Solution: Recall that the $x$-intercept is a point of the form $(a,0)$ for some number $a$. We find them by setting $y=0$ and solving for $x$. Recall that a $y$-intercept is a point of the form $(0,b)$. We find them by setting $x=0$ and solving for $y$. In this problem, to find the $x$-intercept we set $y=0$ and look at the resulting equation $$2x=8$$ which has solution $x=4$. This means that $\left( 4,0 \right)$ is the only $x$-intercept of this equation. To find the $y$-intercept we set $x=0$ and look at the resulting equation $$-4y=8,$$ which has solution $y=-2$. Therefore the $y$-intercept of this equation is $(0,-2)$. $\blacksquare$

Section 1.1 #56: The point $(0,1)$ is on a circle that has center $(-3,5)$. Find the length of the diameter of the circle.
Solution: Recall that a point on a circle of radius $r$ must be a distance $r$ from the center point. Turning that around, if we know we have a circle with a given center and a point on that circle, we can find the radius by computing the distance from the center to the point on the circle that we know.

In this problem we know the center is $(-3,5)$ and a point on the circle $(0,1)$. To find the radius we just find the distance from $(-3,5)$ to $(0,1)$: $$\mathrm{dist}((-3,5),(0,1))=\sqrt{(0-(-3))^2+(1-5)^2}=\sqrt{9+16}=\sqrt{25}=5.$$ Therefore the radius of the circle is $5$. $\blacksquare$

Section 1.2 #16: Determine whether the given relation is a function. Identify the domain and range: $\{(3,1),(5,1),(7,1)\}$.
Solution: This relation is a function -- each input (i.e. $x$-coordinate) corresponds to only one output. The domain is the set $\{3,5,7\}$ and the range is the set $\{1\}$.

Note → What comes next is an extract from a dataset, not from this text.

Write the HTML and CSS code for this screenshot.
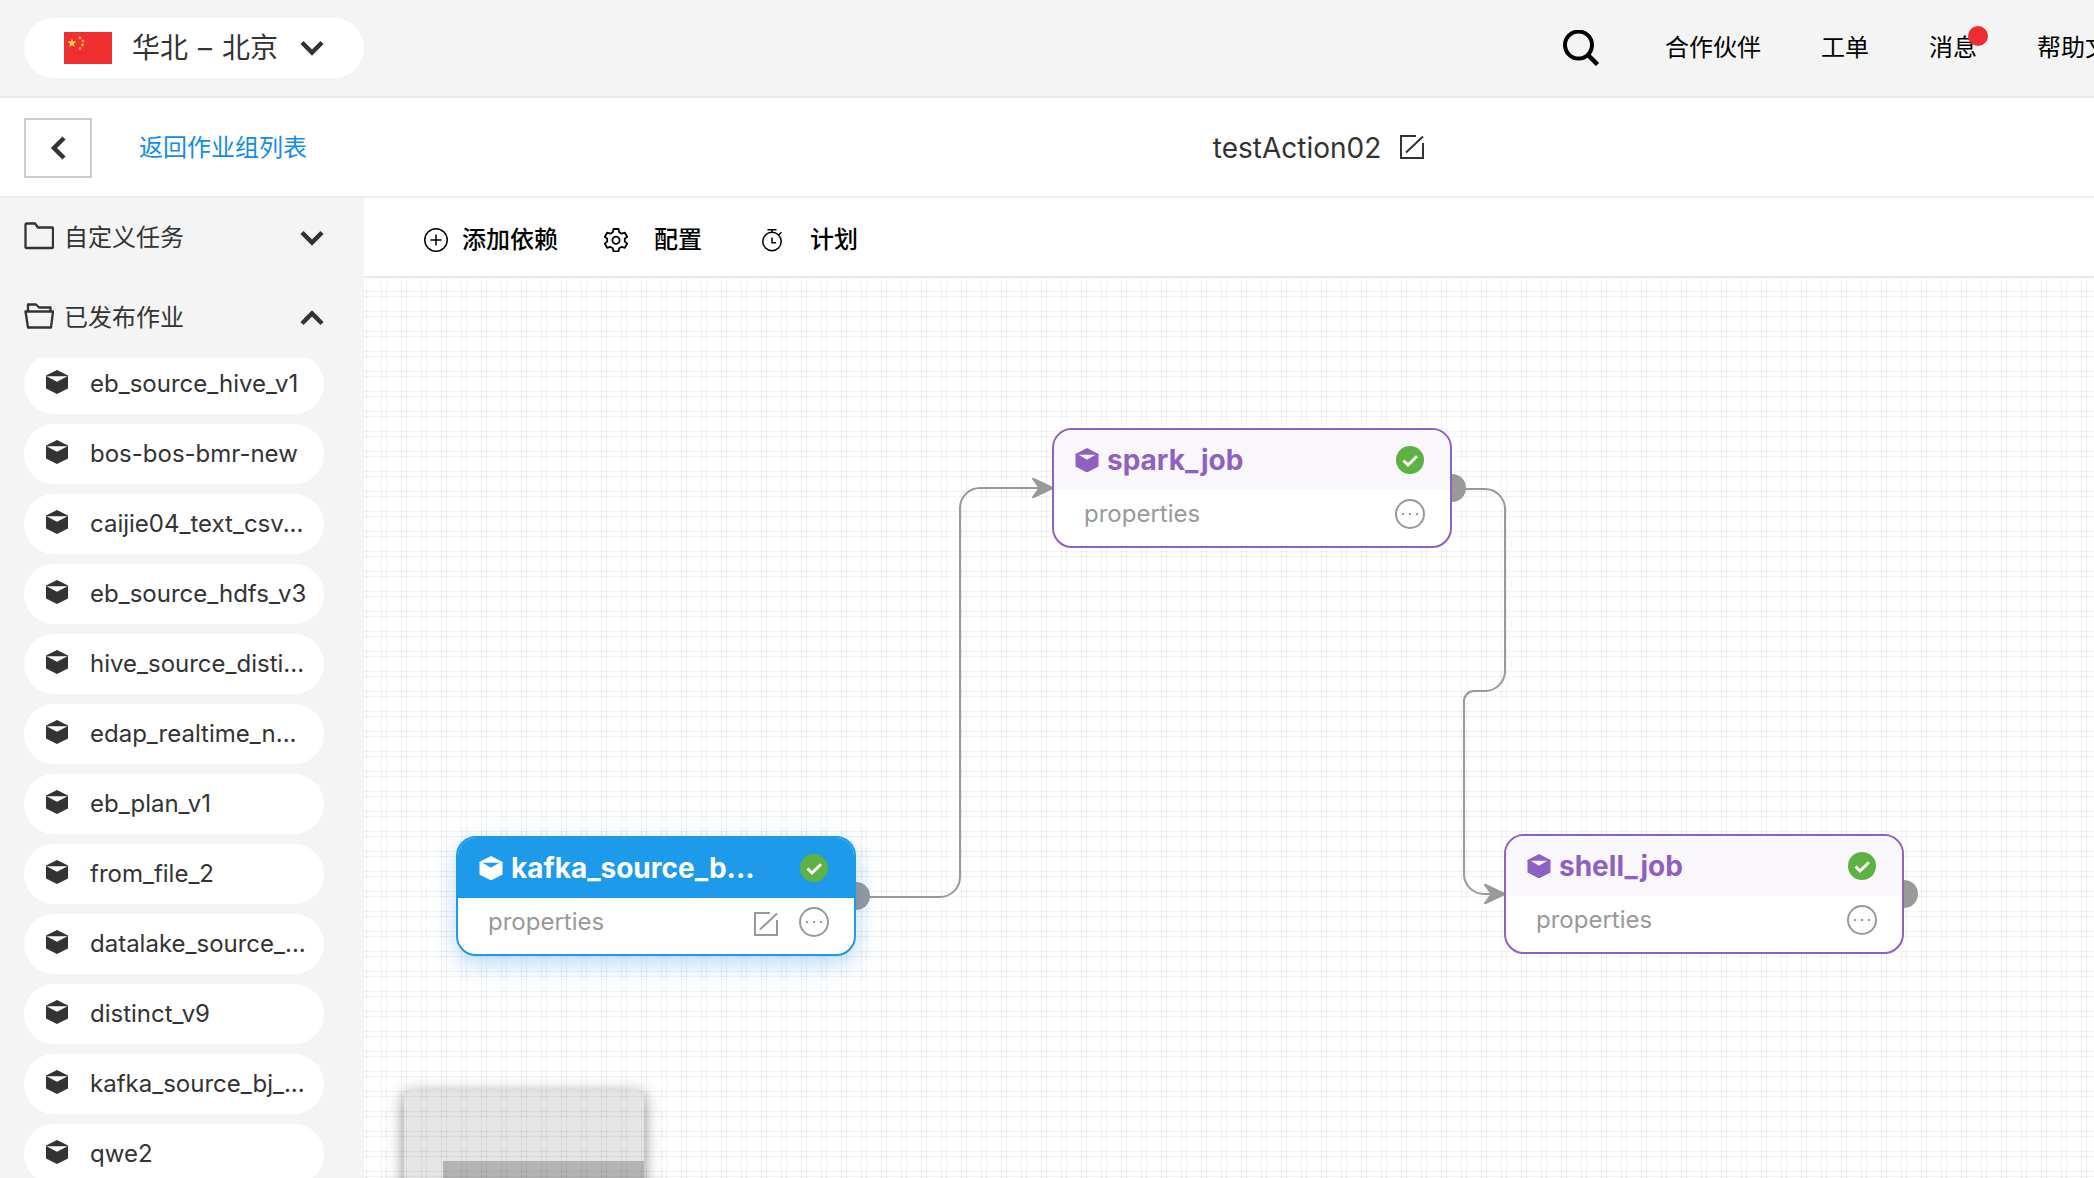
FILE: index.html
```html
<!DOCTYPE html>
<html lang="zh-CN">
<head>
<meta charset="utf-8">
<title>testAction02</title>
<link rel="stylesheet" href="styles.css">
</head>
<body>
<svg class="defs" aria-hidden="true">
  <symbol id="cube" viewBox="0 0 24 24"><path fill-rule="evenodd" d="M12 0 24 6.200V6.800H23.500V18.400L12 24.500.500 18.400V6.800H0V6.200ZM3.600 6.800 12 11.700 20.400 6.800Z"/></symbol>
  <symbol id="block" viewBox="0 0 24 24"><path fill-rule="evenodd" d="M12 0 23 5.500V18.500L12 24 1 18.500V5.500ZM1.500 6.200 12 11.800 22.500 6.200Z"/></symbol>
  <symbol id="down" viewBox="0 0 24 16"><path d="M2 2.500 12 12.500 22 2.500" fill="none" stroke="currentColor" stroke-width="4.500"/></symbol>
  <symbol id="check" viewBox="0 0 28 28"><circle cx="14" cy="14" r="14" fill="#5db243"/><path d="m7.500 14.500 4.500 4.500 9-8.800" fill="none" stroke="#fff" stroke-width="3"/></symbol>
  <symbol id="more" viewBox="0 0 30 30"><circle cx="15" cy="15" r="14" fill="none" stroke="currentColor" stroke-width="2"/><path d="M7 14h2v2H7zM14 14h2v2h-2zM21 14h2v2h-2z" fill="currentColor"/></symbol>
  <symbol id="edit" viewBox="0 0 26 26"><path d="M17 2H2V24H24V9M7 18.500 24 2.500" fill="none" stroke="currentColor" stroke-width="2"/></symbol>
</svg>

<header class="topbar">
  <button class="region" type="button">
    <svg class="flag" viewBox="0 0 48 32"><path fill="#f02f32" d="M0 0h48v32H0z"/><path fill="#ffde4d" d="m8 6.500 1.100 3.100h3.400L9.800 11.700l1 3.300L8 13l-2.800 2 1-3.300L3.500 9.600h3.400z"/><g fill="#fcb436"><circle cx="16" cy="6" r="1.400"/><circle cx="19" cy="9" r="1.300"/><circle cx="18.500" cy="13" r="1.400"/><circle cx="16" cy="16.500" r="1.400"/></g></svg>
    <span class="region-name"><span>华北</span> <span>–</span> <span>北京</span></span>
    <svg class="chevron"><use href="#down"/></svg>
  </button>
  <nav class="topnav">
    <button class="search" type="button" aria-label="搜索"><svg viewBox="0 0 36 36"><circle cx="15.500" cy="15" r="13.500" fill="none" stroke="#000" stroke-width="4"/><path d="m25 25 9.500 9.500" stroke="#000" stroke-width="4.500"/></svg></button>
    <a href="#">合作伙伴</a>
    <a href="#">工单</a>
    <a class="messages" href="#">消息</a>
    <a href="#">帮助文档</a>
  </nav>
</header>

<div class="titlebar">
  <div class="back">
    <button class="back-button" type="button" aria-label="返回"><svg viewBox="0 0 16 24"><path d="M14 2 4 12 14 22" fill="none" stroke="currentColor" stroke-width="4.500"/></svg></button>
    <a class="back-link" href="#">返回作业组列表</a>
  </div>
  <div class="job">
    <h1>testAction02</h1>
    <button class="rename" type="button" aria-label="重命名"><svg><use href="#edit"/></svg></button>
  </div>
</div>

<div class="workspace">
  <aside class="sidebar">
    <button class="group" type="button">
      <svg class="folder" viewBox="0 0 30 28"><path d="M1.500 2.500Q1.500 1.500 2.500 1.500H11L14 5.500H28Q29 5.500 29 6.500V25Q29 26 28 26H2.500Q1.500 26 1.500 25Z" fill="none" stroke="currentColor" stroke-width="2.300"/></svg>
      <span>自定义任务</span>
      <svg class="chevron"><use href="#down"/></svg>
    </button>
    <button class="group" type="button" aria-expanded="true">
      <svg class="folder" viewBox="0 0 30 28"><path d="M4 9V2.500H12L15 5.500H26.500V9M1.500 9.500H29L27 25.500H4Z" fill="none" stroke="currentColor" stroke-width="2.300" stroke-linejoin="round"/></svg>
      <span>已发布作业</span>
      <svg class="chevron up"><use href="#down"/></svg>
    </button>
    <div class="jobs">
      <ul>
        <li><svg><use href="#block"/></svg>eb_source_hive_v1</li>
        <li><svg><use href="#block"/></svg>bos-bos-bmr-new</li>
        <li><svg><use href="#block"/></svg>caijie04_text_csv...</li>
        <li><svg><use href="#block"/></svg>eb_source_hdfs_v3</li>
        <li><svg><use href="#block"/></svg>hive_source_disti...</li>
        <li><svg><use href="#block"/></svg>edap_realtime_n...</li>
        <li><svg><use href="#block"/></svg>eb_plan_v1</li>
        <li><svg><use href="#block"/></svg>from_file_2</li>
        <li><svg><use href="#block"/></svg>datalake_source_...</li>
        <li><svg><use href="#block"/></svg>distinct_v9</li>
        <li><svg><use href="#block"/></svg>kafka_source_bj_...</li>
        <li><svg><use href="#block"/></svg>qwe2</li>
      </ul>
    </div>
  </aside>

  <main class="editor">
    <div class="toolbar">
      <button class="tool" type="button"><svg viewBox="0 0 24 24"><path d="M12 6.500v11M6.500 12h11"/><circle cx="12" cy="12" r="11.200"/></svg>添加依赖</button>
      <button class="tool config" type="button"><svg viewBox="0 0 24 24"><path stroke-width="1.800" stroke-linejoin="round" d="M9.500 1h5l.7 3.200 2.600 1.500 3-1 2.400 4.100-2.400 2v2.800l2.400 2-2.400 4.200-3-1-2.600 1.500-.7 3.200h-5l-.7-3.200-2.600-1.500-3 1L.800 15.600l2.400-2v-2.800l-2.400-2 2.400-4.100 3 1 2.600-1.500z"/><circle cx="12" cy="12.200" r="3.600" stroke-width="1.800"/></svg>配置</button>
      <button class="tool schedule" type="button"><svg viewBox="0 0 24 24"><circle cx="12" cy="13.500" r="9.200"/><path d="M7.500 1.700h9M12 1.700v3M18.500 7l3-2.700M12 9.500v5.300h4"/></svg>计划</button>
    </div>
    <div class="canvas">
      <svg class="graph">
        <defs>
          <pattern id="grid" width="20" height="20" patternUnits="userSpaceOnUse">
            <path d="M2.500 0V20M17.500 0V20M0 13.500H20M0 18.500H20" stroke="#f6f6f6"/>
            <path d="M2.500 11V20M17.500 11V20M2.500 0V1M17.500 0V1M0 13.500H5M15 13.500H20M0 18.500H5M15 18.500H20" stroke="#ededed"/>
          </pattern>
        </defs>
        <rect width="100%" height="100%" fill="url(#grid)"/>
        <g fill="none" stroke="#999" stroke-width="2">
          <path d="M492 619H576a20 20 0 0 0 20-20V230a20 20 0 0 1 20-20H680"/>
          <path d="M1088 211H1121a20 20 0 0 1 20 20V393a20 20 0 0 1-20 20H1110a10 10 0 0 0-10 10V596a20 20 0 0 0 20 20H1132"/>
        </g>
        <g fill="#999" stroke="#999" stroke-linejoin="round">
          <path d="M690 210 669 220 668.500 219 675 210 668.500 201 669 200Z"/>
          <path d="M1142 616 1121 626 1120.500 625 1127 616 1120.500 607 1121 606Z"/>
        </g>
        <g fill="#999">
          <circle cx="492" cy="618" r="14"/><circle cx="1088" cy="210" r="14"/><circle cx="1540" cy="616" r="14"/>
        </g>
      </svg>
      <section class="node spark">
        <div class="node-head"><svg class="cube"><use href="#cube"/></svg><h2>spark_job</h2><svg class="status"><use href="#check"/></svg></div>
        <div class="node-body"><span>properties</span><button type="button" aria-label="更多"><svg class="more"><use href="#more"/></svg></button></div>
      </section>
      <section class="node kafka selected">
        <div class="node-head"><svg class="cube"><use href="#cube"/></svg><h2>kafka_source_b...</h2><svg class="status"><use href="#check"/></svg></div>
        <div class="node-body"><span>properties</span><button type="button" aria-label="编辑"><svg class="edit"><use href="#edit"/></svg></button><button type="button" aria-label="更多"><svg class="more"><use href="#more"/></svg></button></div>
      </section>
      <section class="node shell">
        <div class="node-head"><svg class="cube"><use href="#cube"/></svg><h2>shell_job</h2><svg class="status"><use href="#check"/></svg></div>
        <div class="node-body"><span>properties</span><button type="button" aria-label="更多"><svg class="more"><use href="#more"/></svg></button></div>
      </section>
      <div class="minimap"><div class="viewport"></div></div>
    </div>
  </main>
</div>
</body>
</html>
```
FILE: styles.css
```css
* { box-sizing: border-box; }

body {
  margin: 0;
  height: 100vh;
  display: flex;
  flex-direction: column;
  overflow: hidden;
  background: #fff;
  color: #333;
  font: 24px/36px Inter, "Noto Sans CJK SC", sans-serif;
}

button {
  padding: 0;
  border: 0;
  background: none;
  color: inherit;
  font: inherit;
  cursor: pointer;
}

a { color: inherit; text-decoration: none; }
svg { display: block; flex: none; }
h1, h2, ul { margin: 0; padding: 0; font-weight: 400; }
.defs { position: absolute; width: 0; height: 0; }
.chevron { width: 24px; height: 16px; }
.chevron.up { transform: rotate(180deg); }

.topbar {
  display: flex;
  flex: none;
  align-items: center;
  justify-content: space-between;
  height: 98px;
  padding-left: 24px;
  background: #f4f4f4;
  border-bottom: 2px solid #e6eaee;
}

.region {
  display: flex;
  align-items: center;
  width: 340px;
  height: 60px;
  padding: 0 40px;
  border-radius: 30px;
  background: #fff;
  font-size: 28px;
}

.region-name { display: flex; gap: 10px; }
.flag { width: 48px; height: 32px; margin-right: 20px; }
.region .chevron { margin-left: auto; }

/* the last entry runs past the window's right edge */
.topnav {
  display: flex;
  align-items: center;
  gap: 60px;
  margin-right: -39px;
  color: #000;
}

.search svg { width: 36px; height: 36px; }
.search { margin-right: 6px; }
.messages { position: relative; }
.messages::after {
  content: "";
  position: absolute;
  top: -4px;
  right: -11px;
  width: 20px;
  height: 20px;
  border-radius: 50%;
  background: #ee2d30;
}

.titlebar {
  display: flex;
  flex: none;
  align-items: center;
  height: 100px;
  padding: 2px 0 0 24px;
  border-bottom: 2px solid #ebedf8;
}

.back {
  display: flex;
  align-items: center;
  gap: 47px;
  width: 520px;
}

.back-button {
  display: flex;
  align-items: center;
  justify-content: center;
  width: 68px;
  height: 60px;
  border: 2px solid #ccc;
}

.back-button svg { width: 16px; height: 24px; }
.back-link { color: #108cee; }

.job {
  display: flex;
  flex: 1;
  align-items: center;
  justify-content: center;
  gap: 18px;
}

.job h1 { font-size: 28px; }
.rename svg { width: 26px; height: 26px; margin-bottom: 2px; }

.workspace { display: flex; flex: 1; min-height: 0; }

.sidebar {
  display: flex;
  flex: none;
  flex-direction: column;
  width: 364px;
  background: #f4f4f4;
}

.group {
  display: flex;
  flex: none;
  align-items: center;
  gap: 10px;
  height: 80px;
  padding: 0 40px 0 24px;
}

.group .chevron { margin-left: auto; }
.folder { width: 30px; height: 28px; margin-bottom: 4px; }

.jobs { flex: 1; min-height: 0; overflow: hidden; }

.jobs ul {
  display: flex;
  flex-direction: column;
  gap: 10px;
  margin-top: -4px;
  padding: 0 40px 0 24px;
  list-style: none;
}

.jobs li {
  display: flex;
  align-items: center;
  gap: 21px;
  height: 60px;
  padding-left: 21px;
  border-radius: 30px;
  background: #fff;
  white-space: nowrap;
}

.jobs svg { width: 24px; height: 24px; margin-bottom: 4px; fill: #333; }

.editor { display: flex; flex: 1; flex-direction: column; min-width: 0; }

.toolbar {
  display: flex;
  flex: none;
  align-items: center;
  gap: 46px;
  height: 80px;
  padding: 6px 60px 0;
  border-bottom: 2px solid #e9e9e9;
  color: #000;
  font-weight: 500;
}

.tool { display: flex; align-items: center; gap: 14px; }
.tool svg { width: 24px; height: 24px; fill: none; stroke: #000; stroke-width: 1.5px; }
.config, .schedule { gap: 26px; }
.schedule { padding-left: 12px; }

.canvas { position: relative; flex: 1; overflow: hidden; }
.graph { position: absolute; inset: 0; width: 100%; height: 100%; }

.node {
  position: absolute;
  width: 400px;
  border: 2px solid #8e60c2;
  border-radius: 20px;
  background: #fff;
  overflow: hidden;
}

.spark { left: 688px; top: 150px; }
.kafka { left: 92px; top: 558px; }
.shell { left: 1140px; top: 556px; }

.node-head {
  display: flex;
  align-items: center;
  height: 60px;
  padding: 0 26px 0 21px;
  background: #f9f7fc;
  color: #8e60c2;
}

.node h2 { margin-left: 8px; font-size: 28px; font-weight: 700; }
.cube { width: 24px; height: 24px; fill: currentColor; }
.status { width: 28px; height: 28px; margin-left: auto; }

.node-body {
  display: flex;
  align-items: center;
  gap: 20px;
  height: 56px;
  padding: 0 25px 8px 30px;
  color: #999;
}

.node-body span { margin-right: auto; }
.edit { width: 26px; height: 26px; margin-top: 4px; }
.more { width: 30px; height: 30px; }

.selected { border-color: #1e9aeb; box-shadow: 0 8px 24px rgba(30, 130, 235, .3); }
.selected .node-head { background: #1e9aeb; color: #fff; }

.minimap {
  position: absolute;
  left: 40px;
  top: 812px;
  width: 240px;
  height: 160px;
  padding: 71px 0 0 39px;
  background: rgba(0, 0, 0, .1);
  box-shadow: 0 4px 16px rgba(0, 0, 0, .45);
}

.viewport { height: 100%; background: rgba(0, 0, 0, .21); }
```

Section 1.2 #22: Given that $f(x)=5x^2+4x$, find each of the following:
a.) $f(0)$
b.) $f(-1)$
c.) $f(3)$
d.) $f(t)$
e.) $f(t-1)$
Solution: For a): $$f(0)=5(0^2)+4(0) = 0+0 = 0.$$ For b): $$f(-1)= 5(-1)^2 + 4(-1) = 5(1)-4 = 1.$$ For c): $$f(3)=5(3^2)+4(3) = 5(9)+12 = 45+12 = 57.$$ For d): $$f(t)=5t^2+4t.$$ For e): note that $(t-1)^2 = (t-1)(t-1)=t^2-2t+1$ and compute $$f(t-1) = 5(t-1)^2 + 4(t-1) = 5(t^2-2t+1)+4t-4 = 5t^2-10t+5+4t-4=5t^2-6t+1.$$

Section 1.2 #28: Find $h(0)$, $h(2)$, and $h(-x)$ for $h(x)=x+\sqrt{x^2-1}$.
Solution: Compute $$h(0)=0+\sqrt{0^2-1} = 0+\sqrt{0-1} = 0+\sqrt{-1},$$ which is not "allowed" (read page 23 carefully, it says that we will only accept real-valued outputs for functions right now). So we say that $h(0)$ is undefined.

Now compute $$h(2)=2+\sqrt{2^2-1} = 2+\sqrt{3},$$ and $$h(-x)=-x + \sqrt{(-x)^2-1} = -x + \sqrt{x^2-1}.$$